▶ WHAT IS REQUIRED
Gather up all lines that carry the word "React".

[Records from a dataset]
==============================

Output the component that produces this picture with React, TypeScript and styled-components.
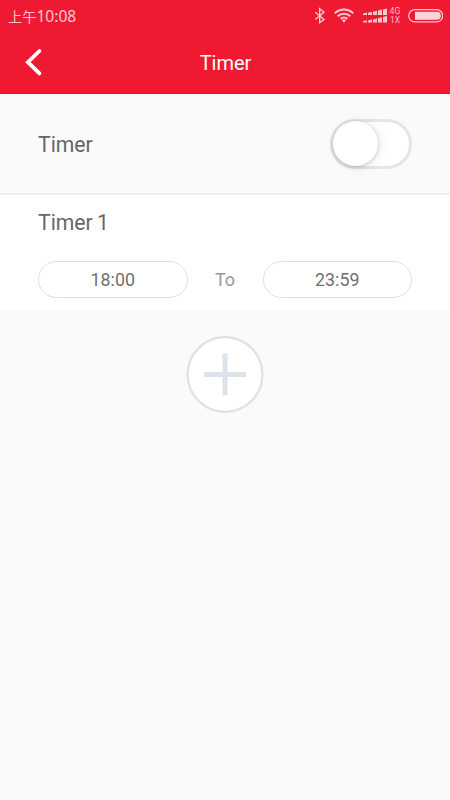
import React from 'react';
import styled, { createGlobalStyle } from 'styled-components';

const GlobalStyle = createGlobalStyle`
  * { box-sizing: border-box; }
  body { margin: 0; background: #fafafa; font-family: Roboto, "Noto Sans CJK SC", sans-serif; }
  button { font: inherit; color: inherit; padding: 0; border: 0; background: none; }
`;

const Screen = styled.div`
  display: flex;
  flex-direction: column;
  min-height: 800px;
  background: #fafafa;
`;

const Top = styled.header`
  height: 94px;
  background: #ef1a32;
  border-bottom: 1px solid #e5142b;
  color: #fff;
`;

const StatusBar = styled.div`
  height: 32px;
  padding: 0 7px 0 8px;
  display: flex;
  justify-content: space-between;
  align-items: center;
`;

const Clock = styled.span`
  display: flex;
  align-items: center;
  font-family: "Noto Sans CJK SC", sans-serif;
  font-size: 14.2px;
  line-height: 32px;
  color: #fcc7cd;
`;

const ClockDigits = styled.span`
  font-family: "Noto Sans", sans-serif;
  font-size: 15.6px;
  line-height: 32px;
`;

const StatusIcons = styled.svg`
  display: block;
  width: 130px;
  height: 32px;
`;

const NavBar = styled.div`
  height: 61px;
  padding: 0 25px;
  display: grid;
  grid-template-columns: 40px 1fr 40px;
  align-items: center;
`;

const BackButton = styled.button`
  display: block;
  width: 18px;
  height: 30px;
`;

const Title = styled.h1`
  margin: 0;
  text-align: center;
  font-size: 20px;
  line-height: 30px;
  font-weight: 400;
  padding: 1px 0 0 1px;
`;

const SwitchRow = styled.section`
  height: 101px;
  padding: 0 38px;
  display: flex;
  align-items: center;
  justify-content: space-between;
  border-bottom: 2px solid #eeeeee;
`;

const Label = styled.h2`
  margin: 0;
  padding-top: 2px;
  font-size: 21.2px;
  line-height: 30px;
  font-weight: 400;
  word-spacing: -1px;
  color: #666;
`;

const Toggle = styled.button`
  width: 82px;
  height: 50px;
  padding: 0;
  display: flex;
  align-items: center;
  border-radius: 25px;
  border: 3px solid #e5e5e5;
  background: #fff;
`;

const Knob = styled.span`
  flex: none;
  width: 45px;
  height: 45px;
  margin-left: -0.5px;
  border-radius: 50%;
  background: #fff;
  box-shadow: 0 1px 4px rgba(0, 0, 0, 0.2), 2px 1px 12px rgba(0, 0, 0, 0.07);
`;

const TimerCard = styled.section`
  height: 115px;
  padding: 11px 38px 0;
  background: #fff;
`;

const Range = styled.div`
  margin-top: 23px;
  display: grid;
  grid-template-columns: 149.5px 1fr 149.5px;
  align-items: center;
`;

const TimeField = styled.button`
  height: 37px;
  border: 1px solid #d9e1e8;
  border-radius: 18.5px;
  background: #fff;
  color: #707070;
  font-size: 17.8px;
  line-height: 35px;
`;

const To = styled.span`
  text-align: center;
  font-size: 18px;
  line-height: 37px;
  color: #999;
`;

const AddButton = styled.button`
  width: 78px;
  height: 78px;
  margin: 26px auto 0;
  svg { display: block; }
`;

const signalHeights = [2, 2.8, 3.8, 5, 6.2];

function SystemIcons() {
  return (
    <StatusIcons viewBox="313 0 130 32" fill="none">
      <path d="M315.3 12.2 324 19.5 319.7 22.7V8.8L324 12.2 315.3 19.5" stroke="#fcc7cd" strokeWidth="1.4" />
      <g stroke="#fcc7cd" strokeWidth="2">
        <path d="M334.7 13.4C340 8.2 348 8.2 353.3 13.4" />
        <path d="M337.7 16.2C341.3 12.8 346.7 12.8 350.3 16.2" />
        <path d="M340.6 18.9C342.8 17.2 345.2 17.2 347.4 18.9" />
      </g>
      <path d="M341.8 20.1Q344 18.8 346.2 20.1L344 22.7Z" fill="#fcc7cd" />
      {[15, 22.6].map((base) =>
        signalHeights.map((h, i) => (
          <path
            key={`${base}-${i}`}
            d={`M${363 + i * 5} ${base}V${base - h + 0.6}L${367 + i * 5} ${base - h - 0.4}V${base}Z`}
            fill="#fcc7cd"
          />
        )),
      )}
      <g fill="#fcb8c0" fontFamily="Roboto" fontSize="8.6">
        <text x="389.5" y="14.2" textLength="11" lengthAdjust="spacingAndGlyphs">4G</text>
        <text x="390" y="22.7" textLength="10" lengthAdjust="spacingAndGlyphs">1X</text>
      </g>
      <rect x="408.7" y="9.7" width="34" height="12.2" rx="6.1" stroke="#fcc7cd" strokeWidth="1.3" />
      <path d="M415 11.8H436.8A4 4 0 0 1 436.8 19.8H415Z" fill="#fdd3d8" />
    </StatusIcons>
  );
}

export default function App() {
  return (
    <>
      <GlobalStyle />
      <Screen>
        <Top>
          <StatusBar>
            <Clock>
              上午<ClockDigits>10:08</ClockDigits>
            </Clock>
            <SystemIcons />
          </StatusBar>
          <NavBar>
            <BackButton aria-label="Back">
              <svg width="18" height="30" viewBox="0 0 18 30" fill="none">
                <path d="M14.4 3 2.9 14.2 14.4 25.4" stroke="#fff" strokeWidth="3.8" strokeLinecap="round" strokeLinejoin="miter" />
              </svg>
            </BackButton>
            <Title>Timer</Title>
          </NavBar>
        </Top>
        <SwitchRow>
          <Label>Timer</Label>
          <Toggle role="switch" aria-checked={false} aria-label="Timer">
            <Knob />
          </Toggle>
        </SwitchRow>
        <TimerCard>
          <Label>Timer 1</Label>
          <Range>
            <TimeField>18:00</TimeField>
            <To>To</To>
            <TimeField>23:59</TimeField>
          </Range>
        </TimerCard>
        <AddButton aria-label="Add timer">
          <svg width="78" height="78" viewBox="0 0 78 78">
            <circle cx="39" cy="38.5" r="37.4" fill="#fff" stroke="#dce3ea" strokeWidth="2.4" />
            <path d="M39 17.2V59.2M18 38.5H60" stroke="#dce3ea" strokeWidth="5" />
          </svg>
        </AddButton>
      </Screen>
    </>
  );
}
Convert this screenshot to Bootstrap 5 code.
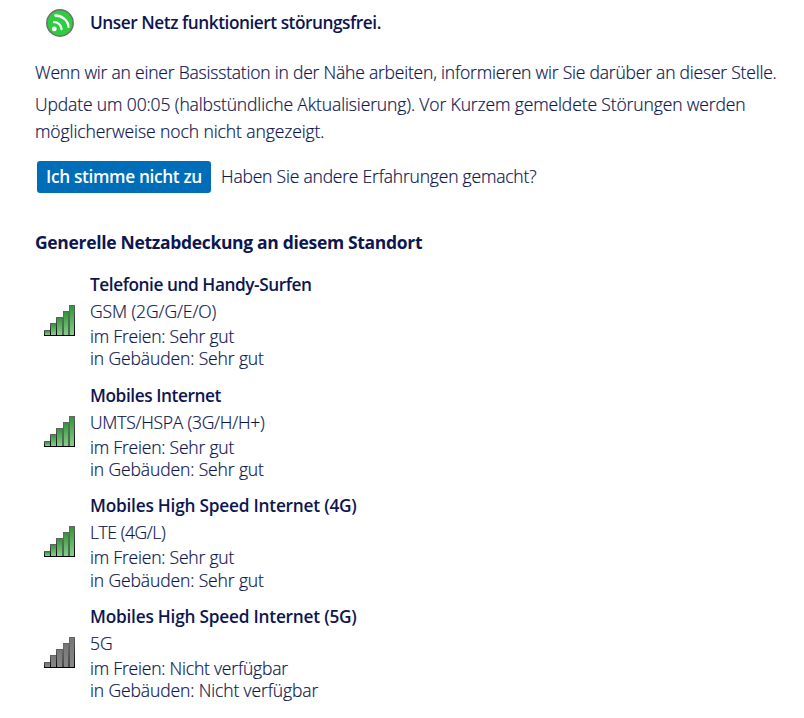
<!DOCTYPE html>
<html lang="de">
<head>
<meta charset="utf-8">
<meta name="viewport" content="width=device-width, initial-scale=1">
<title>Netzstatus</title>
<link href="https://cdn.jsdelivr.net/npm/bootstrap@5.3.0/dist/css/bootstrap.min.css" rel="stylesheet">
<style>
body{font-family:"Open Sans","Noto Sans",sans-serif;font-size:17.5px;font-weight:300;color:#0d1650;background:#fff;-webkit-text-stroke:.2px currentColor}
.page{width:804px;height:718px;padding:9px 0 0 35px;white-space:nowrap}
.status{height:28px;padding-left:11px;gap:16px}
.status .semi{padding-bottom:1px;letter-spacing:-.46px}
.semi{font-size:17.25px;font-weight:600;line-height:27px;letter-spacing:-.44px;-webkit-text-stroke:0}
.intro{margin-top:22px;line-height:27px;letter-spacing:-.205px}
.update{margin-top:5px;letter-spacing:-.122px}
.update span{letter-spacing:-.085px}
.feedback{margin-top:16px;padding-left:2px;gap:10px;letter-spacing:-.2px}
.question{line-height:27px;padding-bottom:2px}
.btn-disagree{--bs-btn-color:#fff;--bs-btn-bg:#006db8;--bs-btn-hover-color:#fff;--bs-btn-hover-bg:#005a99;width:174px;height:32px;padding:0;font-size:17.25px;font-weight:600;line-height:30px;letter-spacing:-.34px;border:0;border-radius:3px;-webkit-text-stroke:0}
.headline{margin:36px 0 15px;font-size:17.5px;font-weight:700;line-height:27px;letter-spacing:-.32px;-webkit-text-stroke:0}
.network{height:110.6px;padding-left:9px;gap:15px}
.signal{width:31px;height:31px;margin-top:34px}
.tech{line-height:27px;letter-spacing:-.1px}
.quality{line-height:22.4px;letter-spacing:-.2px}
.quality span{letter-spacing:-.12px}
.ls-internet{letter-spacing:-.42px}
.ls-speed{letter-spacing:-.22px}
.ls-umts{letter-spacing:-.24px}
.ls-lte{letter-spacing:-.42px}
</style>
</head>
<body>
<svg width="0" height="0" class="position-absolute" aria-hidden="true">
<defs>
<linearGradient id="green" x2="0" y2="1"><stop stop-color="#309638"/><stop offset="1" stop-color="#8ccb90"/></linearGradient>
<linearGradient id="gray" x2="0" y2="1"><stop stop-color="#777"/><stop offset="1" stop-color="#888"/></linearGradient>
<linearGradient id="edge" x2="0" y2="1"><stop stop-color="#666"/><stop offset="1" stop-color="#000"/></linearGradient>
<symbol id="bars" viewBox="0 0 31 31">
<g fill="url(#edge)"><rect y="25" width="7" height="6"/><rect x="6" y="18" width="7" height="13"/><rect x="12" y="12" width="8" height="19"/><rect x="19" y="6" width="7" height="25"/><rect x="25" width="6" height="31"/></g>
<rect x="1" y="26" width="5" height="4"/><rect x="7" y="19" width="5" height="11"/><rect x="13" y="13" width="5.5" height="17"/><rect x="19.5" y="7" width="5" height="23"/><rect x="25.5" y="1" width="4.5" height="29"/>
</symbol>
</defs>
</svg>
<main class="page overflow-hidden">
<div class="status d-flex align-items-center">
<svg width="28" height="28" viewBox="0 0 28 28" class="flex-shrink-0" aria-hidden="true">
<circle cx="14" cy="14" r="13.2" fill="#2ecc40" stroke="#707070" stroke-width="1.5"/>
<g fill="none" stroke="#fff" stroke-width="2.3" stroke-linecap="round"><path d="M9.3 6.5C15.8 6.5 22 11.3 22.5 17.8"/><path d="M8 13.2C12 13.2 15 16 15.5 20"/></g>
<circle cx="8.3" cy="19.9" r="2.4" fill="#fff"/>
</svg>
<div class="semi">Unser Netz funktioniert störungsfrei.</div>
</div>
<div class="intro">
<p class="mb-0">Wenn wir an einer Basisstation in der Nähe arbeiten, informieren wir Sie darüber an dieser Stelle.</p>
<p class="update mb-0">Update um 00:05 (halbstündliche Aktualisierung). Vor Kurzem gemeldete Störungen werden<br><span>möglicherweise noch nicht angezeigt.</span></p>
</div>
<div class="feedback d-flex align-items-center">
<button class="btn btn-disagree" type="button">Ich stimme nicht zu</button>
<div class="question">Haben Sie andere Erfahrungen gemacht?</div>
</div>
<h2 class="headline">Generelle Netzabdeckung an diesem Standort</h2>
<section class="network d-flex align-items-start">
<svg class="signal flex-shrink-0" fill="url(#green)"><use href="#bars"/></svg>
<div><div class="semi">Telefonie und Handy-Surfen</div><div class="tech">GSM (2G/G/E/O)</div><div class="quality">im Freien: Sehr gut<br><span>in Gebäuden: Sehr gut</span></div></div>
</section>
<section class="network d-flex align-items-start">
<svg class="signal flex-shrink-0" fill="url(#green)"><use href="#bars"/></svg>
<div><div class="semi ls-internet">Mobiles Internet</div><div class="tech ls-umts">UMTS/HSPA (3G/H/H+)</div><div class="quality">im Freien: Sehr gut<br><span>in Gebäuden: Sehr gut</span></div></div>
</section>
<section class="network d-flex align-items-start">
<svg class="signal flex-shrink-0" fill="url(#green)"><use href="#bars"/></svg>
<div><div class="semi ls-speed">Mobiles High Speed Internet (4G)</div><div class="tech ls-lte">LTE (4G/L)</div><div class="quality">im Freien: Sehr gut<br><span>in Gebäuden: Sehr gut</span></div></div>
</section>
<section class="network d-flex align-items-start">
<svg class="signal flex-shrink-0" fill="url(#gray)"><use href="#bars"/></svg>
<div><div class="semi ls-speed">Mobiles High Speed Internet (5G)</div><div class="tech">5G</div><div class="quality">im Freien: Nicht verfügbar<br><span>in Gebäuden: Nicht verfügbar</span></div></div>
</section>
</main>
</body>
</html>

==============================

▶ REPLY
Output the component that produces this picture with React, TypeScript and styled-components.
import React from 'react';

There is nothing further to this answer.